Here is a charge controller circuit one of my grade 12’s made up today for the LiFePO4 battery you listed that only has 2 input leads (No internal cell balance). His diagram is for an Arduino but I would use the Photon.

Any concerns or suggestions.

I’m not sure about the voltage divider setup to measure the battery voltage because that’s not my specialty but it may work just fine. The voltage / current monitor chip would probably be more accurate if you want to go that route to measure solar & battery voltage and current.

I’m also not sure about the voltage divider for measuring the solar panel output voltage. The voltage from the solar panel will swing from 0 - 24v DC depending on lighting conditions and the load put on the solar panel.

All you need is to add the solar charge controller between the solar panel & battery for proper charging of the battery.

@rocksetta, those batteries should ideally have a charge current of 500ma. The charging circuit has no current limiting capability. This means the battery will be charged at whatever current and voltage the panel is producing, which could exceed the batterie’s safe limits. From a post I found on another forum:

LiFePO4 batteries are very safe even if abused. Hook one up to a lead-acid battery charger putting out 14.4V, and it won’t hold a charge so well any more, but it won’t burst into flames like standard lithium-ion batteries…

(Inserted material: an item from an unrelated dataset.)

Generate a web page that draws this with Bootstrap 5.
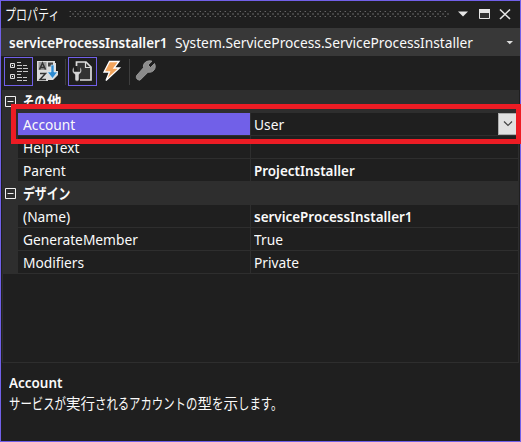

…As for CC/CV, the current just needs to be limited. Even if you go above the recommended current there’s no danger involved - it just reduces the cycle life of the battery.

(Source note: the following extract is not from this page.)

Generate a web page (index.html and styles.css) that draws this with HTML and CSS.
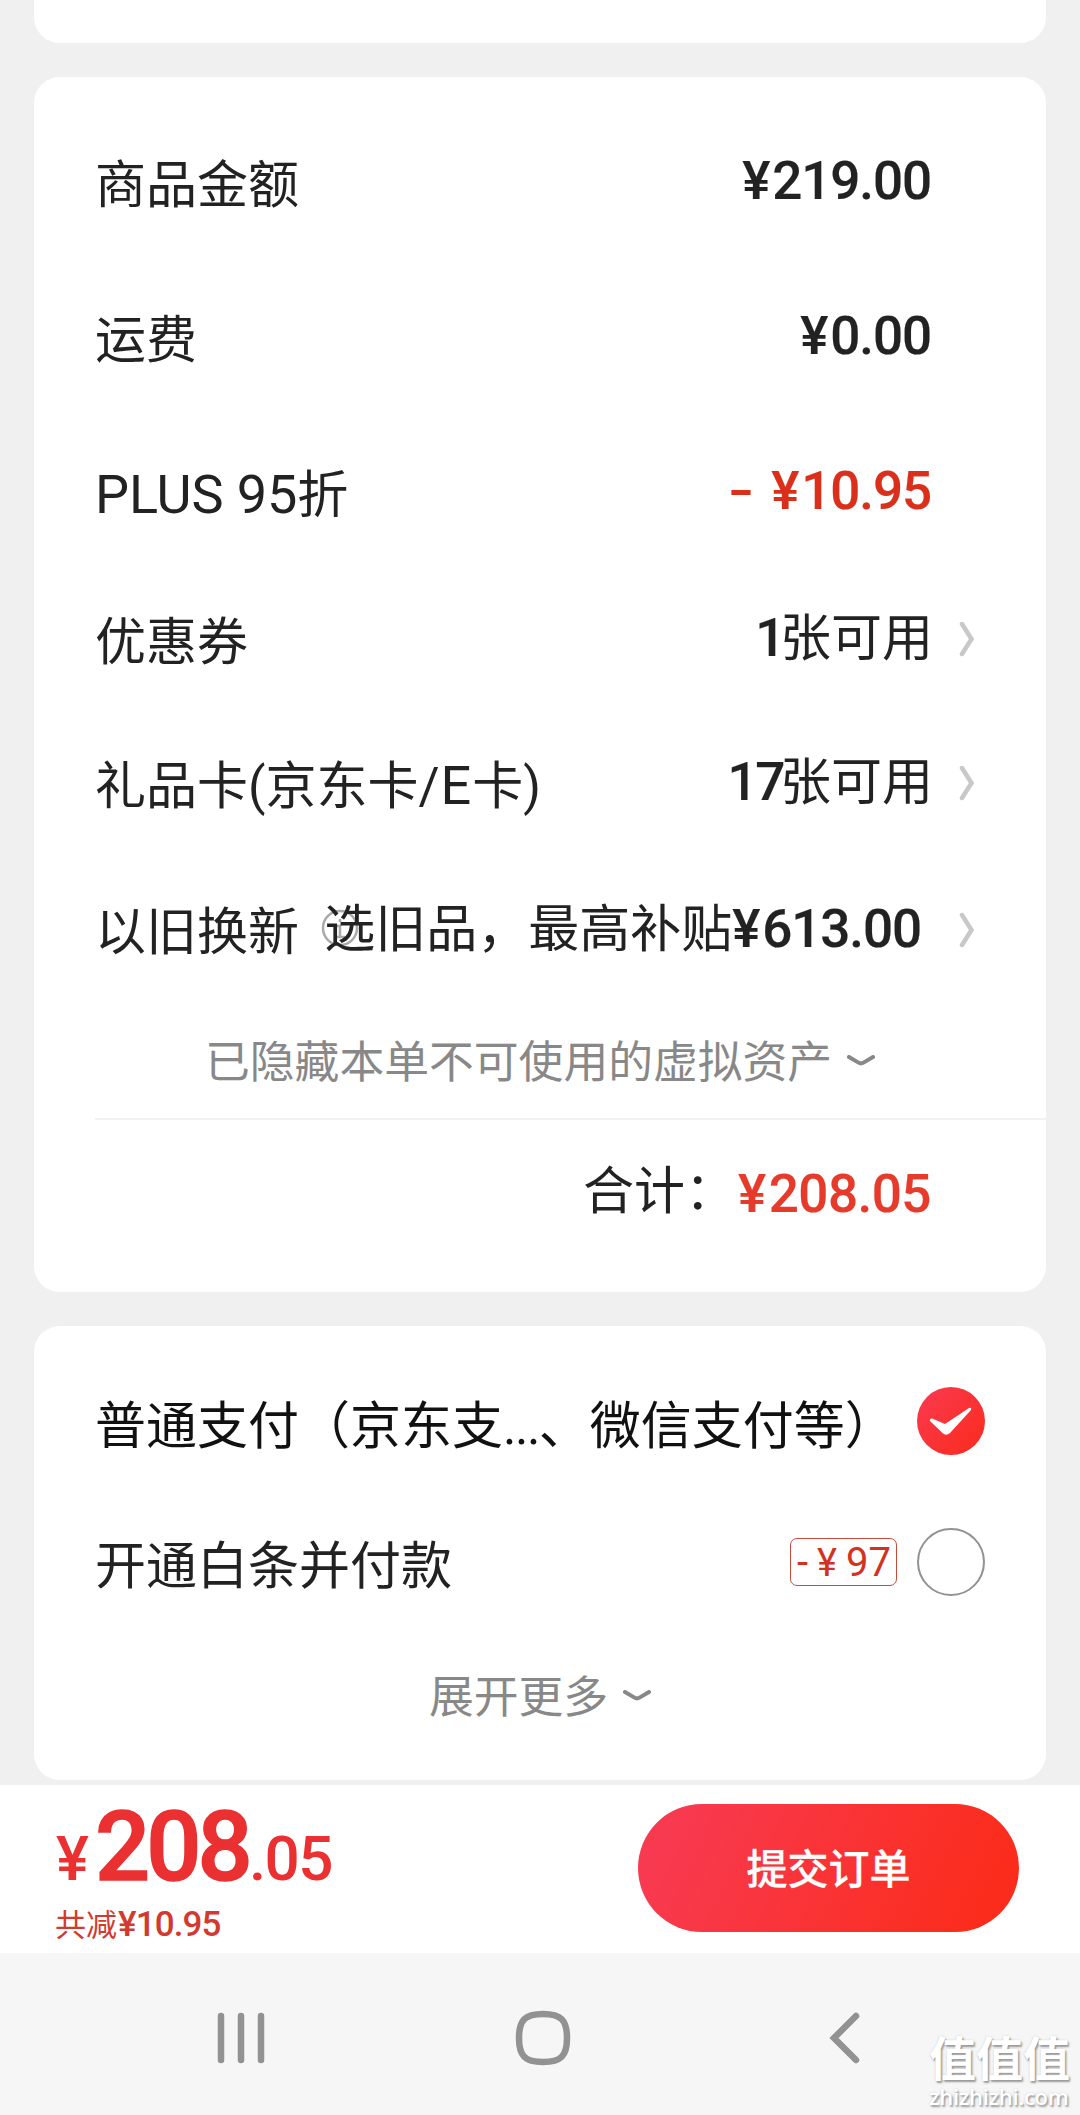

I am siding with @RWB for using an off-the-shelf charger.

@peekay123 @rocksetta The specific battery pack your considering has a maximum charging current of 3 Amps @ 12v, with 1.5 amps being the normal charging rate.

That 18w solar panel would charge at just under 1.5 amps which is perfect.


My student is working on an arduino based current limiting version of his circuit, drawn up nicely on the computer. I agree with both @RWB and @peekay123 that the charge controller is the best bet, but I am curious about what my student can come up with.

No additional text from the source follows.